Challenge:
Extract every line of the material below and reproduce it faithfully.

--- Start Data block ---

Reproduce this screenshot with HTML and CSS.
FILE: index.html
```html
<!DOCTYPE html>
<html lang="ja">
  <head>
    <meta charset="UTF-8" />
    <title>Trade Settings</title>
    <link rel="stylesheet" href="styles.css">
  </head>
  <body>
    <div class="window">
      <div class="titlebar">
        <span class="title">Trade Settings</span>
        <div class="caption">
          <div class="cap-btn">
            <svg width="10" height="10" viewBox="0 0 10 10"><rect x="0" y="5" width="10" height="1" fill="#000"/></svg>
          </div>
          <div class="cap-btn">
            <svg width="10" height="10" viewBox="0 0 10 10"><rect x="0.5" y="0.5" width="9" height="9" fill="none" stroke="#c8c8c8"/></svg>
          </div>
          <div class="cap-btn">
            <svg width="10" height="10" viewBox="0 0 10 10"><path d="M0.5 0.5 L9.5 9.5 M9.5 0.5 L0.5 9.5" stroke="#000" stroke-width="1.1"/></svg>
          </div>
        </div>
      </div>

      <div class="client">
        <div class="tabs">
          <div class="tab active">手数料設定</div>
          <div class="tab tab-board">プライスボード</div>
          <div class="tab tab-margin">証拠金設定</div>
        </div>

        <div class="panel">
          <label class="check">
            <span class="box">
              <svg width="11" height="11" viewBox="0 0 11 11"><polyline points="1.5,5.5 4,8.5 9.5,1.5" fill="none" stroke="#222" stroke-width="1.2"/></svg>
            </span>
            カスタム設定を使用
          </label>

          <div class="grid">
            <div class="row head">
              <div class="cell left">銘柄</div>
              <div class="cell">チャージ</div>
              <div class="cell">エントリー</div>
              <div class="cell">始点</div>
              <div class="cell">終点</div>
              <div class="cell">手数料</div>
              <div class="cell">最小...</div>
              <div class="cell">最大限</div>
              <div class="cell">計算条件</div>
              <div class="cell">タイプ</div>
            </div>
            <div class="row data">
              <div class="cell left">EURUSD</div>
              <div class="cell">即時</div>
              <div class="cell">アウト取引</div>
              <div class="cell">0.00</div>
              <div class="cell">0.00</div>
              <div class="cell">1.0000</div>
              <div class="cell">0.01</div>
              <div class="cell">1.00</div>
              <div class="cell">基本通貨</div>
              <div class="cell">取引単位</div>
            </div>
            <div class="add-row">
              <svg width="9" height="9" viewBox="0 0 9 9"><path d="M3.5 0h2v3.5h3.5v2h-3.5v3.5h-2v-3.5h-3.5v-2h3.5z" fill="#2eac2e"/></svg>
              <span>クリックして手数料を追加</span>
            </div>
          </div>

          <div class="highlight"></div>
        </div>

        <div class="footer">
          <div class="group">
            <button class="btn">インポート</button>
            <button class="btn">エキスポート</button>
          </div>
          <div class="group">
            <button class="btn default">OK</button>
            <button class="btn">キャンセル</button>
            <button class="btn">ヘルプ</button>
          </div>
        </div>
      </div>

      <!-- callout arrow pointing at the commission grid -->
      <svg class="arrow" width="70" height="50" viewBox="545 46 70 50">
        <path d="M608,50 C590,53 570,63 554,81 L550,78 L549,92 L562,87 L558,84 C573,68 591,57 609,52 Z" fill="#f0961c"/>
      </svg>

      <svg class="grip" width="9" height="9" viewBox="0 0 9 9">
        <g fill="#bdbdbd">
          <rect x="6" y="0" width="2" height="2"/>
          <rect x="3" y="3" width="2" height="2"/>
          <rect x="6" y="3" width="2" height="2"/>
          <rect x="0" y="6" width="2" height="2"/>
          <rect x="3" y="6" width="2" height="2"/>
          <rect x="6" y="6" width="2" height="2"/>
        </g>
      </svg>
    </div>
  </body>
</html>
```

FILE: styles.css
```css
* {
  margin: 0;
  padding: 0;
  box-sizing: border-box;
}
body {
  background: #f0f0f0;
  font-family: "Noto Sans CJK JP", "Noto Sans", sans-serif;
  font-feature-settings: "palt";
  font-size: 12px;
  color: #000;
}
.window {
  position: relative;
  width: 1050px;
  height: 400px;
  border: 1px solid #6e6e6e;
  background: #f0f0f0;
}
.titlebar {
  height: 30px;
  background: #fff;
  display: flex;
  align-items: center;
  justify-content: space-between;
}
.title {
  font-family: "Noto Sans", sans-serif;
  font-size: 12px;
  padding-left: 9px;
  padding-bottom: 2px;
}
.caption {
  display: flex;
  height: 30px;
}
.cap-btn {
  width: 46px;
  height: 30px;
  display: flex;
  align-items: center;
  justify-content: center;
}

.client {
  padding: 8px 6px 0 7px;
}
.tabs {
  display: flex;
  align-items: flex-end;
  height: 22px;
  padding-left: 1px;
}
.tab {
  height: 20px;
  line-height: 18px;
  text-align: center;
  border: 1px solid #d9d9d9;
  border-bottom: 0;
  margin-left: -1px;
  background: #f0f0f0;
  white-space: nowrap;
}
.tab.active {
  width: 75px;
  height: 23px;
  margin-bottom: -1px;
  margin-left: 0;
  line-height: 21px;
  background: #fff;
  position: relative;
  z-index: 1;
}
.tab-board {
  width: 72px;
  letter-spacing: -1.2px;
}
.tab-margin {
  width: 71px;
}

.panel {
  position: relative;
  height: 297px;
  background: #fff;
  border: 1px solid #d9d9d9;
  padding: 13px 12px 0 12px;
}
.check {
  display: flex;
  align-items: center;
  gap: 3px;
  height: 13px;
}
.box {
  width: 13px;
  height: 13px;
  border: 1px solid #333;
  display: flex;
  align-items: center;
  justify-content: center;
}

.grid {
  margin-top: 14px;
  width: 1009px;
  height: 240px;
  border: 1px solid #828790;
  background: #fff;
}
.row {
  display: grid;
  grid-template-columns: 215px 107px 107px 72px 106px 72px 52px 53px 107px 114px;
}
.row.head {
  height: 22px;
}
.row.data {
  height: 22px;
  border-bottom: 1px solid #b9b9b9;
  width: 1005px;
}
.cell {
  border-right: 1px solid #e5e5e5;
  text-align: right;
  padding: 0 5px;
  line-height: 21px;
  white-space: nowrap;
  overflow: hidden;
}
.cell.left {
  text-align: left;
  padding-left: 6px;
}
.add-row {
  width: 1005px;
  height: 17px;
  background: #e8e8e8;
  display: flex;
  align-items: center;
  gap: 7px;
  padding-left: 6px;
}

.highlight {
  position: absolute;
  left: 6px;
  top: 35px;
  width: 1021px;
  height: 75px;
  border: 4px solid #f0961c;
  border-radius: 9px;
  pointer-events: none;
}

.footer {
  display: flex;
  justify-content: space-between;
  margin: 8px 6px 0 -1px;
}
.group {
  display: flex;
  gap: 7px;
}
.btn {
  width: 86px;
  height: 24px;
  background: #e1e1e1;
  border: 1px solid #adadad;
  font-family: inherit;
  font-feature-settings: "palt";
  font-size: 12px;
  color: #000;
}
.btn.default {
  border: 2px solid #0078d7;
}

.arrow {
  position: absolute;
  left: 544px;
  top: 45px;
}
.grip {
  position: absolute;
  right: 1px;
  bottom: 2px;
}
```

--- End Data block ---

Exercise answer:
Reproduce this screenshot with HTML and CSS.
FILE: index.html
```html
<!DOCTYPE html>
<html lang="ja">
  <head>
    <meta charset="UTF-8" />
    <title>Trade Settings</title>
    <link rel="stylesheet" href="styles.css">
  </head>
  <body>
    <div class="window">
      <div class="titlebar">
        <span class="title">Trade Settings</span>
        <div class="caption">
          <div class="cap-btn">
            <svg width="10" height="10" viewBox="0 0 10 10"><rect x="0" y="5" width="10" height="1" fill="#000"/></svg>
          </div>
          <div class="cap-btn">
            <svg width="10" height="10" viewBox="0 0 10 10"><rect x="0.5" y="0.5" width="9" height="9" fill="none" stroke="#c8c8c8"/></svg>
          </div>
          <div class="cap-btn">
            <svg width="10" height="10" viewBox="0 0 10 10"><path d="M0.5 0.5 L9.5 9.5 M9.5 0.5 L0.5 9.5" stroke="#000" stroke-width="1.1"/></svg>
          </div>
        </div>
      </div>

      <div class="client">
        <div class="tabs">
          <div class="tab active">手数料設定</div>
          <div class="tab tab-board">プライスボード</div>
          <div class="tab tab-margin">証拠金設定</div>
        </div>

        <div class="panel">
          <label class="check">
            <span class="box">
              <svg width="11" height="11" viewBox="0 0 11 11"><polyline points="1.5,5.5 4,8.5 9.5,1.5" fill="none" stroke="#222" stroke-width="1.2"/></svg>
            </span>
            カスタム設定を使用
          </label>

          <div class="grid">
            <div class="row head">
              <div class="cell left">銘柄</div>
              <div class="cell">チャージ</div>
              <div class="cell">エントリー</div>
              <div class="cell">始点</div>
              <div class="cell">終点</div>
              <div class="cell">手数料</div>
              <div class="cell">最小...</div>
              <div class="cell">最大限</div>
              <div class="cell">計算条件</div>
              <div class="cell">タイプ</div>
            </div>
            <div class="row data">
              <div class="cell left">EURUSD</div>
              <div class="cell">即時</div>
              <div class="cell">アウト取引</div>
              <div class="cell">0.00</div>
              <div class="cell">0.00</div>
              <div class="cell">1.0000</div>
              <div class="cell">0.01</div>
              <div class="cell">1.00</div>
              <div class="cell">基本通貨</div>
              <div class="cell">取引単位</div>
            </div>
            <div class="add-row">
              <svg width="9" height="9" viewBox="0 0 9 9"><path d="M3.5 0h2v3.5h3.5v2h-3.5v3.5h-2v-3.5h-3.5v-2h3.5z" fill="#2eac2e"/></svg>
              <span>クリックして手数料を追加</span>
            </div>
          </div>

          <div class="highlight"></div>
        </div>

        <div class="footer">
          <div class="group">
            <button class="btn">インポート</button>
            <button class="btn">エキスポート</button>
          </div>
          <div class="group">
            <button class="btn default">OK</button>
            <button class="btn">キャンセル</button>
            <button class="btn">ヘルプ</button>
          </div>
        </div>
      </div>

      <!-- callout arrow pointing at the commission grid -->
      <svg class="arrow" width="70" height="50" viewBox="545 46 70 50">
        <path d="M608,50 C590,53 570,63 554,81 L550,78 L549,92 L562,87 L558,84 C573,68 591,57 609,52 Z" fill="#f0961c"/>
      </svg>

      <svg class="grip" width="9" height="9" viewBox="0 0 9 9">
        <g fill="#bdbdbd">
          <rect x="6" y="0" width="2" height="2"/>
          <rect x="3" y="3" width="2" height="2"/>
          <rect x="6" y="3" width="2" height="2"/>
          <rect x="0" y="6" width="2" height="2"/>
          <rect x="3" y="6" width="2" height="2"/>
          <rect x="6" y="6" width="2" height="2"/>
        </g>
      </svg>
    </div>
  </body>
</html>
```

FILE: styles.css
```css
* {
  margin: 0;
  padding: 0;
  box-sizing: border-box;
}
body {
  background: #f0f0f0;
  font-family: "Noto Sans CJK JP", "Noto Sans", sans-serif;
  font-feature-settings: "palt";
  font-size: 12px;
  color: #000;
}
.window {
  position: relative;
  width: 1050px;
  height: 400px;
  border: 1px solid #6e6e6e;
  background: #f0f0f0;
}
.titlebar {
  height: 30px;
  background: #fff;
  display: flex;
  align-items: center;
  justify-content: space-between;
}
.title {
  font-family: "Noto Sans", sans-serif;
  font-size: 12px;
  padding-left: 9px;
  padding-bottom: 2px;
}
.caption {
  display: flex;
  height: 30px;
}
.cap-btn {
  width: 46px;
  height: 30px;
  display: flex;
  align-items: center;
  justify-content: center;
}

.client {
  padding: 8px 6px 0 7px;
}
.tabs {
  display: flex;
  align-items: flex-end;
  height: 22px;
  padding-left: 1px;
}
.tab {
  height: 20px;
  line-height: 18px;
  text-align: center;
  border: 1px solid #d9d9d9;
  border-bottom: 0;
  margin-left: -1px;
  background: #f0f0f0;
  white-space: nowrap;
}
.tab.active {
  width: 75px;
  height: 23px;
  margin-bottom: -1px;
  margin-left: 0;
  line-height: 21px;
  background: #fff;
  position: relative;
  z-index: 1;
}
.tab-board {
  width: 72px;
  letter-spacing: -1.2px;
}
.tab-margin {
  width: 71px;
}

.panel {
  position: relative;
  height: 297px;
  background: #fff;
  border: 1px solid #d9d9d9;
  padding: 13px 12px 0 12px;
}
.check {
  display: flex;
  align-items: center;
  gap: 3px;
  height: 13px;
}
.box {
  width: 13px;
  height: 13px;
  border: 1px solid #333;
  display: flex;
  align-items: center;
  justify-content: center;
}

.grid {
  margin-top: 14px;
  width: 1009px;
  height: 240px;
  border: 1px solid #828790;
  background: #fff;
}
.row {
  display: grid;
  grid-template-columns: 215px 107px 107px 72px 106px 72px 52px 53px 107px 114px;
}
.row.head {
  height: 22px;
}
.row.data {
  height: 22px;
  border-bottom: 1px solid #b9b9b9;
  width: 1005px;
}
.cell {
  border-right: 1px solid #e5e5e5;
  text-align: right;
  padding: 0 5px;
  line-height: 21px;
  white-space: nowrap;
  overflow: hidden;
}
.cell.left {
  text-align: left;
  padding-left: 6px;
}
.add-row {
  width: 1005px;
  height: 17px;
  background: #e8e8e8;
  display: flex;
  align-items: center;
  gap: 7px;
  padding-left: 6px;
}

.highlight {
  position: absolute;
  left: 6px;
  top: 35px;
  width: 1021px;
  height: 75px;
  border: 4px solid #f0961c;
  border-radius: 9px;
  pointer-events: none;
}

.footer {
  display: flex;
  justify-content: space-between;
  margin: 8px 6px 0 -1px;
}
.group {
  display: flex;
  gap: 7px;
}
.btn {
  width: 86px;
  height: 24px;
  background: #e1e1e1;
  border: 1px solid #adadad;
  font-family: inherit;
  font-feature-settings: "palt";
  font-size: 12px;
  color: #000;
}
.btn.default {
  border: 2px solid #0078d7;
}

.arrow {
  position: absolute;
  left: 544px;
  top: 45px;
}
.grip {
  position: absolute;
  right: 1px;
  bottom: 2px;
}
```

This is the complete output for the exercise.